MANILA, Sep 7 (Reuters) A Philippine anti-graft court will pronounce the verdict in a plunder case against deposed President Joseph Estrada next week, court officials said today.

The court issued an order to national police chief Oscar Calderon to produce Estrada, 70, in court at 9 a.m. local time (0100 GMT) on Wednesday, September 12 to hear the verdict.

Estrada, who was overthrown in an army-backed revolt in 2001, faces life imprisonment if found guilty and the government fears that poor voters, who swept him into office by a record margin in 1998, could riot in Manila.

Estrada has maintained he is innocent of charges of stealing up to million from state coffers while in power.

''I am confident that I will be acquitted if the court would only base their decision on the merits of the case,'' he told Reuters in a telephone interview yesterday from the country villa where he is detained.

''They have failed to present any strong evidence to support these fabricated charges.'' If Estrada is cleared it will rattle President Gloria Macapagal Arroyo, who was his vice-president and was propelled to power on the strength of the corruption charges.

The three-judge bench at the Sandiganbayan anti-graft court completed hearings in the six-year case in June.
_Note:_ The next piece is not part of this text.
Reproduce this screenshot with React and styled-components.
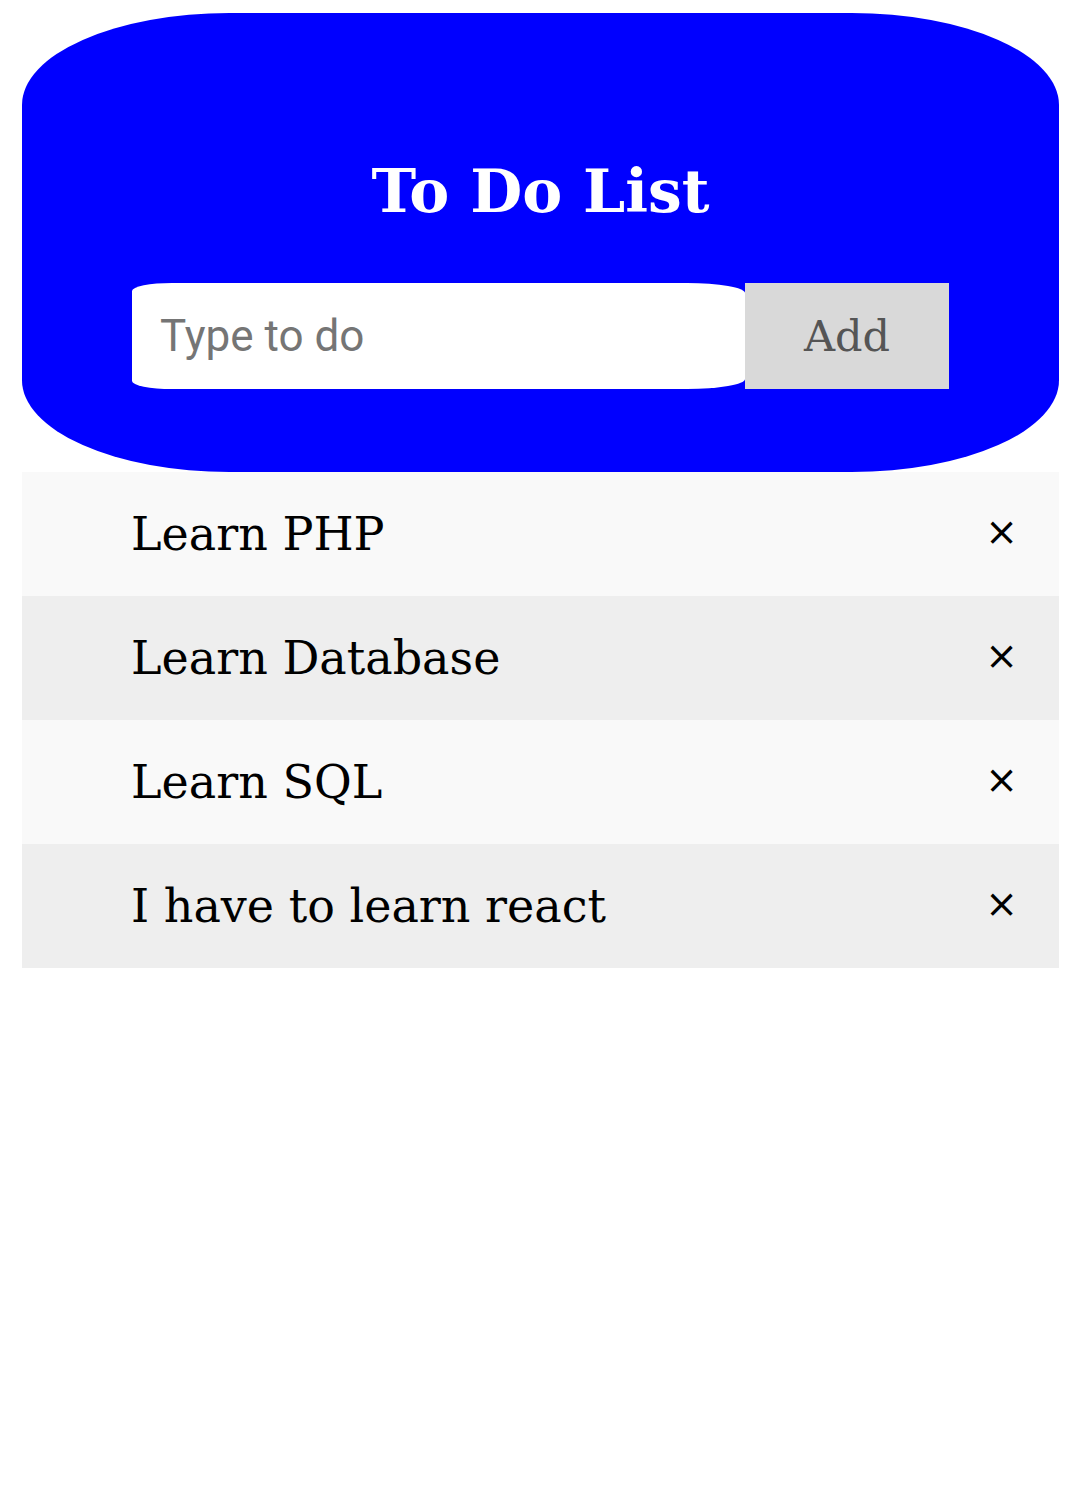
import React, { useState } from 'react'
import styled, { createGlobalStyle } from 'styled-components'

const GlobalStyle = createGlobalStyle`
  body {
    margin: 0;
    background: #fff;
    font-family: "DejaVu Serif", serif;
  }
`

const Page = styled.div`
  padding: 13px 21px 0 22px;
`

const Header = styled.div`
  display: flex;
  flex-direction: column;
  align-items: center;
  height: 459px;
  box-sizing: border-box;
  padding-top: 148px;
  background: #00f;
  border-radius: 20%;
`

const Title = styled.h1`
  margin: 0 0 62px;
  font-family: "DejaVu Serif", serif;
  font-size: 60px;
  line-height: 1;
  font-weight: bold;
  color: #fff;
`

const Form = styled.form`
  display: flex;
`

const Input = styled.input`
  width: 613px;
  height: 106px;
  box-sizing: border-box;
  padding: 0 0 0 28px;
  border: none;
  outline: none;
  border-radius: 40px 58px 58px 40px / 8px 10px 10px 8px;
  font-family: Roboto, sans-serif;
  font-size: 44px;
  color: #333;
  &::placeholder {
    color: #757575;
  }
`

const AddButton = styled.button`
  width: 204px;
  height: 106px;
  border: none;
  background: #d9d9d9;
  color: #555;
  font-family: "DejaVu Serif", serif;
  font-size: 43px;
  cursor: pointer;
`

const List = styled.ul`
  margin: 0;
  padding: 0;
  list-style: none;
`

const Item = styled.li`
  display: flex;
  align-items: center;
  justify-content: space-between;
  height: 124px;
  padding: 0 41px 0 109px;
  background: ${p => (p.$odd ? '#eee' : '#f9f9f9')};
  font-family: "DejaVu Serif", serif;
  font-size: 46px;
  color: #000;
`

const Close = styled.span`
  margin-bottom: 6px;
  font-family: "DejaVu Sans", sans-serif;
  font-size: 39px;
  line-height: 1;
  cursor: pointer;
`

const initial = ['Learn PHP', 'Learn Database', 'Learn SQL', 'I have to learn react']

export default function App() {
  const [todos, setTodos] = useState(initial)
  const [text, setText] = useState('')

  const add = e => {
    e.preventDefault()
    if (!text.trim()) return
    setTodos([...todos, text])
    setText('')
  }

  return (
    <Page>
      <GlobalStyle />
      <Header>
        <Title>To Do List</Title>
        <Form onSubmit={add}>
          <Input
            placeholder='Type to do'
            value={text}
            onChange={e => setText(e.target.value)}
          />
          <AddButton type='submit'>Add</AddButton>
        </Form>
      </Header>
      <List>
        {todos.map((t, i) => (
          <Item key={i} $odd={i % 2 === 1}>
            {t}
            <Close onClick={() => setTodos(todos.filter((_, j) => j !== i))}>×</Close>
          </Item>
        ))}
      </List>
    </Page>
  )
}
State prosecutors submitted 626 pages of case summaries based on the testimony of 76 witnesses and documentary evidence, arguing they had presented enough proof to establish Estrada's guilt with ''absolute certainty''.

Estrada's lawyers presented 276 pages of summaries from about 80 witnesses, disputing the prosecution evidence and arguing the state had failed to prove the charges of taking gambling payoffs, tobacco tax kickbacks and unreported income from hidden businesses.
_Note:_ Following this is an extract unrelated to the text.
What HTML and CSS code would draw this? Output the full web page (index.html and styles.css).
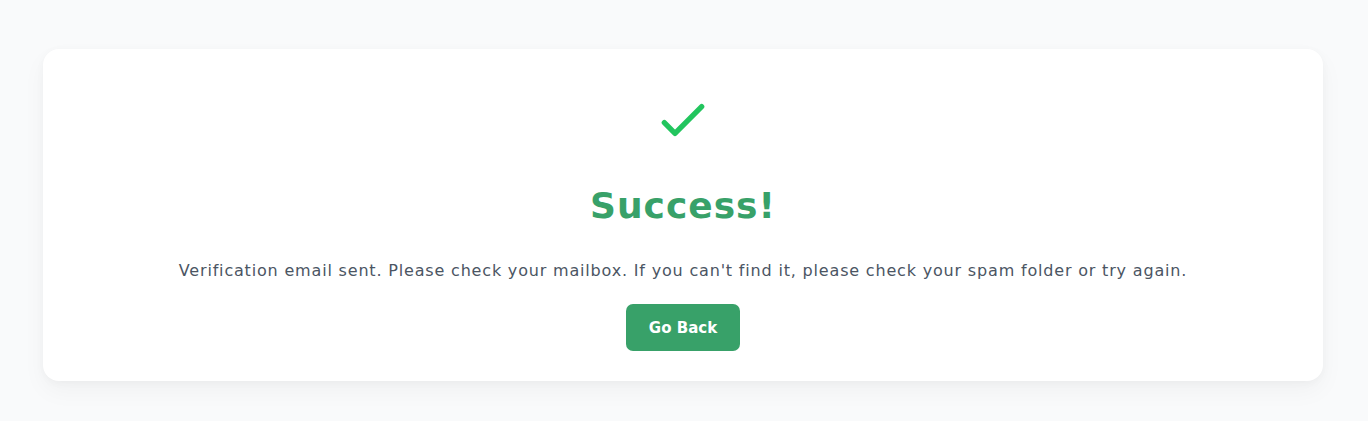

Estrada took the witness stand 11 times from March to June 2006, denying the corruption charges. He has said the charges were politically motivated.

Renowned for his ''midnight cabinet'' of drinking and gambling buddies while president, Estrada says the mass street protests that drove him from office were engineered by the country's elite and a group of generals and Catholic bishops.

In March, a close associate of Estrada pleaded guilty to corruption and was sentenced to at least two years and four months in jail.

Atong Ang, who said he helped Estrada divert 2.6 million dollars of tobacco taxes for the former president's personal use, was later freed on parole.